Top tip for long-lasting flowers? In order to extend flowering life, often the team adopt the ‘Chelsea Chop’, cutting back more than just dead-heading, normally done around the time of the Chelsea Flower Show, but at Newby we are still doing this in July!
Where to look in the garden? The best place to see late summer colour is actually the Autumn Garden which dazzles with colour every year, here you’ll find over 40 varieties of new world salvias, it even has it’s own variety, Salvia microphylla ‘Newby Hall’. Other late-flowering herbaceous plants are grown with a view to attract pollinating insects.
Sir Harold Hillier Gardens
Head Gardener: Fran Clifton
Favourite plant? Scutellaria incana is a lovely North American perennial, commonly known as the Skullcap. It’s usually blue, however, can vary in shades of light to darker tones. Self-supporting and sturdy, it doesn’t need any support even in strong winds.
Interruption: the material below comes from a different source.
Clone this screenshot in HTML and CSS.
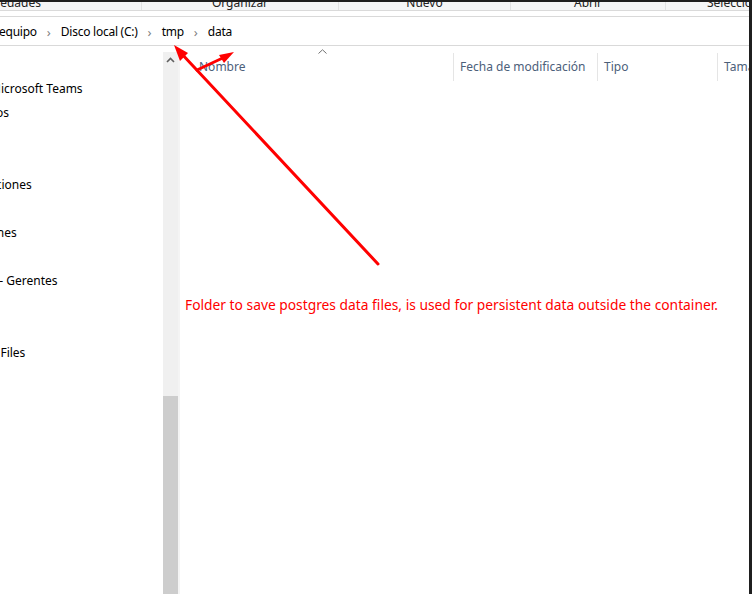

Top tip? To keep flowers going as long as possible, you ought to keep the moisture level as balanced as possible, such as using a layer of mulch. Compost or even wood chip (well-seasoned) will not only help to suppress the weeds, but retain moisture too.
Where to look? Centenary Border is certainly top of the list, closely followed by the pond and of course Hydrangea Walk.
Borde Hill Garden
Head Gardener: Andy Stevens
Favourite Plant? Phygelius ‘Funfair Coral’ (Cape fuchsia) with arching spikes of coral purple trumpet flowers. It’s a resilient woody perennial plant and does well in our rich clay soil. It’s an attractive plant with good green foliage, ideal for the front of a border or in a container.
Top tip? Watering regularly and for a long period, at night or in the early morning. Mulch well for water retention and for feeding the plant.
Where to look? In the Mid-Summer Border (which is south-west facing) and in the beds outside the greenhouse, where it’s sheltered and sunny.